What I particularly got from Baldwin is that while we have to struggle against racism and antiblackness and all of that stuff, it is always important for us to remember and project that our total identity and purpose cannot be defined by the struggle against racism. In other words, our essential creativity as human beings and our outward expression of self has got to give…to be there in and for itself in its own right. Rather than being seen purely through the lens of creating antiracist spaces, if you know what I mean.
RW: Yeah.
GJ: I think he constantly returns to that theme, especially when he talks about why he refused to be defined as a Black writer or a Black American writer, as distinct from…
RW: An American writer.
GJ: …an American writer. And I think that’s quite important because the arguments I had with colleagues about this whole African liberation versus human liberation thing, is that we can have the rose-tinted spectacles, and in a sense, glamorise and glorify some notion of an authentic Africa, as if it doesn’t have to contend with the contradictions of…
RW: Sorry… [interruption]
GJ: I thought it was that telling me to shut up.

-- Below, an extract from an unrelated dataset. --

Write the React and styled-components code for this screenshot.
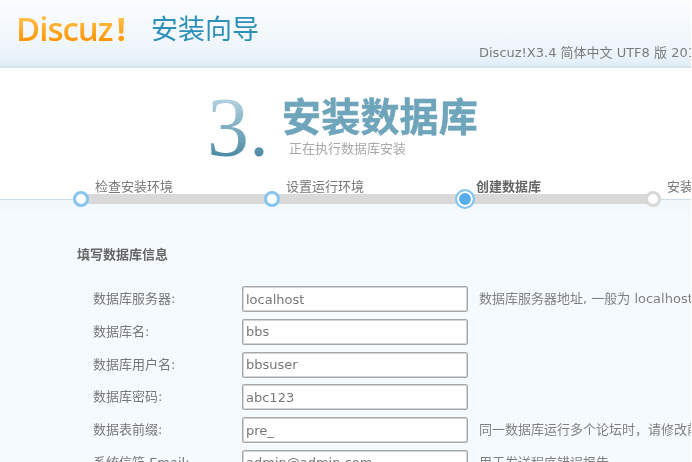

It doesn’t have to content with the contradictions of class and of gender and of sexuality and all that kind of stuff. Particularly class. I mean, I spend a lot of time in Africa, not only because of the work I do with the African Union, but because Nigeria is my adopted home and I spend a lot of time there, particularly doing my Europa spirituality things. And that whole business of patriarchy and deference and…it’s pretty pernicious.

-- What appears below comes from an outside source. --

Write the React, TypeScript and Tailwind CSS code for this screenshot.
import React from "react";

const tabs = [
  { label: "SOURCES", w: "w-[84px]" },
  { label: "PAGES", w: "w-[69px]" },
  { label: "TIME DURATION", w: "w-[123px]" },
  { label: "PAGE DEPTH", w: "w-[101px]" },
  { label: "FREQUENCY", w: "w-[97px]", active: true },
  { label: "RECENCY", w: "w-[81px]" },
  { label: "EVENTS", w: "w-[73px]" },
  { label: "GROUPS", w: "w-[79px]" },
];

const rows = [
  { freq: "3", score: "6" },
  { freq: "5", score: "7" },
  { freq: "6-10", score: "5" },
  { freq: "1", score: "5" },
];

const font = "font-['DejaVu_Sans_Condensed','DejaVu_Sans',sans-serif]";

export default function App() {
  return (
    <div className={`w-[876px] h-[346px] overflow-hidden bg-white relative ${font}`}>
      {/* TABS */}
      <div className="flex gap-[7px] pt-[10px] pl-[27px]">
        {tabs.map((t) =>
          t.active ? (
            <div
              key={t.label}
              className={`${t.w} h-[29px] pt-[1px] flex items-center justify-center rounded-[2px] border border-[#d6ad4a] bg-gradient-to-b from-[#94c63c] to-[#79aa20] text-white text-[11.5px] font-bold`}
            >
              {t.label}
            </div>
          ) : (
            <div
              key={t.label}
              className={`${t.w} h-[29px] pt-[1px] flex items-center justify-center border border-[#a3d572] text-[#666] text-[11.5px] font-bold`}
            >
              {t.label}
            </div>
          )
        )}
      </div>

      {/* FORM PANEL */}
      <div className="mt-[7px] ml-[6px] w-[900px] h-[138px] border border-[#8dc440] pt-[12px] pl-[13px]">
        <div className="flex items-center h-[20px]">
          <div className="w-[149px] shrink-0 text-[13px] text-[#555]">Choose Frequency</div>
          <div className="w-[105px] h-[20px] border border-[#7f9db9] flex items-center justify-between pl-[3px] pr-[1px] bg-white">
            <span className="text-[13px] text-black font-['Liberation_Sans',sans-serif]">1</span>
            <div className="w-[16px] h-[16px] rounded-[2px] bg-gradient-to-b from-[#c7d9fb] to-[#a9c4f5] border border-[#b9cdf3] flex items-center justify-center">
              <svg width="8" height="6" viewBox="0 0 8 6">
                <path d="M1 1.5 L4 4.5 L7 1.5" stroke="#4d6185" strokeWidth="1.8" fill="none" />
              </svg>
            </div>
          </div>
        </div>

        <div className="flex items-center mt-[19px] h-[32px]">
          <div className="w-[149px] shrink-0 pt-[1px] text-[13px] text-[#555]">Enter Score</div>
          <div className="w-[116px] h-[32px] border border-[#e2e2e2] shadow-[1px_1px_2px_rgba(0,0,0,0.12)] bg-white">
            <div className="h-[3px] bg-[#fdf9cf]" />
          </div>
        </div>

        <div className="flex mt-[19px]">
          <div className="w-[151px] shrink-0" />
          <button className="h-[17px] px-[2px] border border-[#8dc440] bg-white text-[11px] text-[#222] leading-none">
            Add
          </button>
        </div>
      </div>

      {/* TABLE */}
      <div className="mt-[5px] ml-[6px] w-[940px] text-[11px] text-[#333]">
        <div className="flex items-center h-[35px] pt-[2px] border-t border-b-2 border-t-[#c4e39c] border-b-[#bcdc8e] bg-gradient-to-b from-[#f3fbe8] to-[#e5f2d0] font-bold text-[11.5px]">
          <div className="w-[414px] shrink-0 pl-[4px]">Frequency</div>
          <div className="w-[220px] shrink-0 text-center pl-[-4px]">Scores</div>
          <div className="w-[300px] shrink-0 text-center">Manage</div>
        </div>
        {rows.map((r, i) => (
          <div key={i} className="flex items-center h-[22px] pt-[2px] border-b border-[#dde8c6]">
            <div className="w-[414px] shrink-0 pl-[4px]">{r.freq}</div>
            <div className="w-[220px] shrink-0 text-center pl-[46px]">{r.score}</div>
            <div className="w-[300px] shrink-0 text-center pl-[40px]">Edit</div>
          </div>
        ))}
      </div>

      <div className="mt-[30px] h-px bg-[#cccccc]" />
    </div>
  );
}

And one would hope that younger generations would, however falteringly, break that down and get rid of it, in the same way as we more and more talk about and encourage people to see themselves as ethnic nationalities rather than tribes.
If we’re going to have African liberation and it’s not steeped in human liberation, then we leave many of those things untouched. And the misogyny, the homophobia, all those kinds of things, continue to be embedded, thereby preventing people from being their full selves, both as individuals and as collectives. And it seems to me that there can be no proper African liberation if we conceive of it solely as a not-self issue or an issue of x folk confronting systemic racism, or fixing the disastrous effects of the Berlin conference, or whatever it is.
RW: It reminds me of… You know the Horace Ové film of Baldwin at the [voices overlap].
GJ: Yes.
RW: At some point there’s a self-described white liberal who says, what’s our role? And Baldwin says, well, it’s not only a matter of my liberation, it’s also a matter of yours.
GJ: Indeed, it’s a wonderful film.
RW: Which is expansive.
GJ: Absolutely, yeah, sure.
I think for all of those reasons, more and more, particularly the young people, need to read and understand Baldwin and read Malcolm X and Eldridge Cleaver and all of those people, Huey Newton and all of those people, as critically as they do him. Because there are many people who think, well, he left and he went to Europe, blah, blah, blah, and he was firing darts from both sides, and so on. Which, okay, there are historical facts around that relationship, but it seems to me that it’s a complete misunderstanding of the man and how he continued to relate to all of that stuff.
It’s like somebody saying…you had people like Chamizo and Édouard Glissant in France pronouncing about Négritude or not quite being in the frontline as Aimé Césaire, or Fanon or whatever. That kind of rigidity, I think, is just unhelpful.
RW: Okay, I think that’s a good point to finish on. Thank you so much, Gus, it’s been a really fascinating conversation, so thank you.